HCLTech proposed to assess the impact of an improved AI context by embedding the CAST deterministic knowledge graph into HCLTech’s iLIT-AI platform for discovery and analysis to generate functional specifications, including call flows and business rules. This combined approach was validated through a pilot experiment completed in March 2026.

The two-step modernization approach

The pilot focused on a representative subset of a production mainframe environment: a collection of COBOL programs along with their related copybooks, JCL batch jobs, DB2 schema and stored procedures. The objective was to quantify the gains in speed, accuracy/efficiency and completeness that this combined approach could deliver. A large mainframe application with nine million lines of code was chosen for this exercise.

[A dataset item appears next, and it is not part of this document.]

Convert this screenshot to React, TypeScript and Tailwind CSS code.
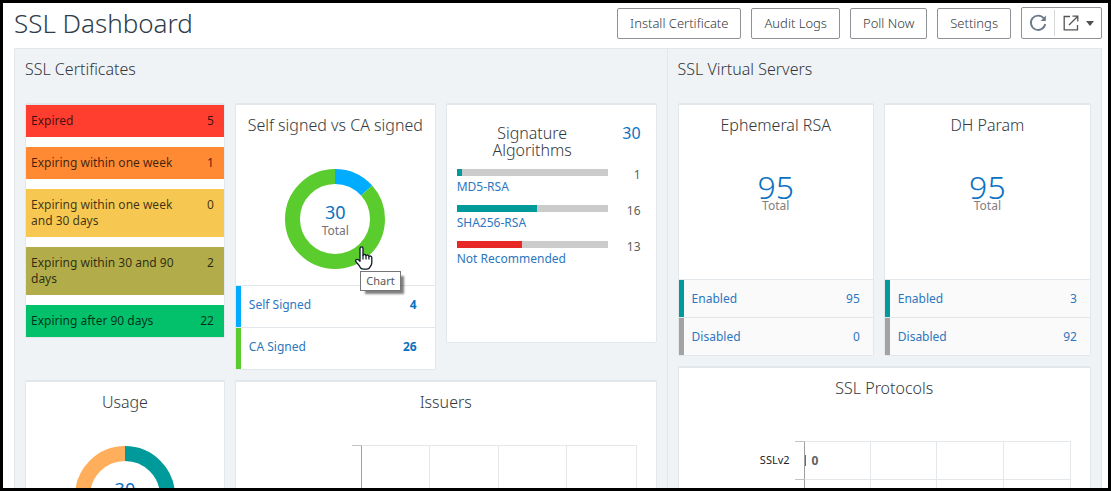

Step 1 — Analysis and specifications extraction

Before any code can be translated, the legacy system must first be deeply understood. The aim is not a line-by-line translation that produces "Jobol" — COBOL logic awkwardly dressed in Java syntax — but a genuine reconstruction of the business logic in idiomatic, modern Java.

Gaining that deep understanding of complex legacy systems is precisely where most modernization programs stall. In practice, purely manual discovery is not viable at scale. Automated tooling is essential, though each solution brings its own profile of accuracy, completeness and efficiency. Some degree of manual refinement for the "last mile" will always remain necessary.

In this pilot, three pathways were evaluated:

• HCLTech iLIT-AI platform performing its own contextual analysis
• The same platform augmented by the CAST knowledge graph, integrated via MCP
• The third pathway was creating a baseline with manual effort

Use cases considered for Step 1

1. AI-driven documentation
2. Deep discovery for running various use cases like feature addition with impact analysis, data call graph investigation, etc.
3. Tech debt discovery and remediation
4. AI-driven investigation of the objects and dependencies

Unlocking further gains at scale

Beyond the pilot scope, additional improvements would be achievable when operating against larger codebases. In fact, CAST structural analysis can identify dead code and duplicated or copy-pasted logic before conversion begins — allowing teams to eliminate unnecessary volume upfront. In large COBOL estates, dead code alone can account for up to 25% of the total codebase. Carving this out prior to modernization meaningfully reduces effort, cost and downstream complexity.

Step 2 — Automated code generation in Java

With higher-quality specifications in hand, the HCLTech platform converted the requirements into functional Java code. The output generated was verified: linting, compilation and functional testing against scenarios derived directly from the specifications.

The pattern was clear: stronger input documentation produced stronger output code and the compounding benefit across both phases was demonstrated.

Smarter testing at scale:

For large codebases beyond the pilot scope, the CAST knowledge graph offers an additional advantage during verification. By mapping dependencies and understanding the impact of each change, teams can scope testing precisely to the endpoints affected in each iteration — rather than running full regression suites or freezing the entire COBOL codebase while executing the transformation. The result would accelerate validation cycles significantly as the transformation progresses. Moreover, at the end of the transformation or each iteration, the structural integrity of the generated Java can be checked against ISO 5055 to reassure the client on AI-generated code integrity.

Results

This pilot confirmed a key insight: a deterministic knowledge graph for the complete application significantly improves context for AI-driven transformation:

For step 1

• 61+% efficiency gains brought by HCLTech iLIT-AI platform compared to traditional transformation approaches (manual without AI) and
• On average, an additional 23% efficiency was observed when the CAST knowledge graph is coupled to the HCLTech platform through MCP.
• On average, accuracy increased by 15% when the CAST knowledge graph is coupled to the HCLTech platform through MCP.

For step 2

• 51+% efficiency gains brought by HCLTech iLIT-AI-generated specifications, compared to manual code creation without AI or automation.
• On average, an additional 20% efficiency was observed when the CAST knowledge graph is coupled to the HCLTech discovery and analysis tool through MCP.
• On average, accuracy increased by 15% when the CAST knowledge graph is coupled to the HCLTech platform through MCP.

Note: Efficiency is derived through the weighted factors of quality and comprehensiveness of the output, combined with effort reduction.

Looking ahead: Transformation accelerated by a double-digit percentage factor

For large-scale transformations, we can reasonably expect a double-digit percentage efficiency gain by combining deterministic context with Agentic AI approach and jointly we achieved an overall accuracy increment of over 90% and modernization efficiency in the range of 71% to 84%.

Generating specifications precise enough to power automated application modernization remains a challenge today. But leveraging AI and deterministic context allows transformation at a cost/quality threshold previously out of reach. The last mile will always need the practitioner in the loop, at least to validate.

For enterprises overseeing mainframe portfolios spanning millions of lines of COBOL, this degree of acceleration fundamentally shifts the equation — not only reducing costs but also minimizing risks and allowing a realistic exit timeline.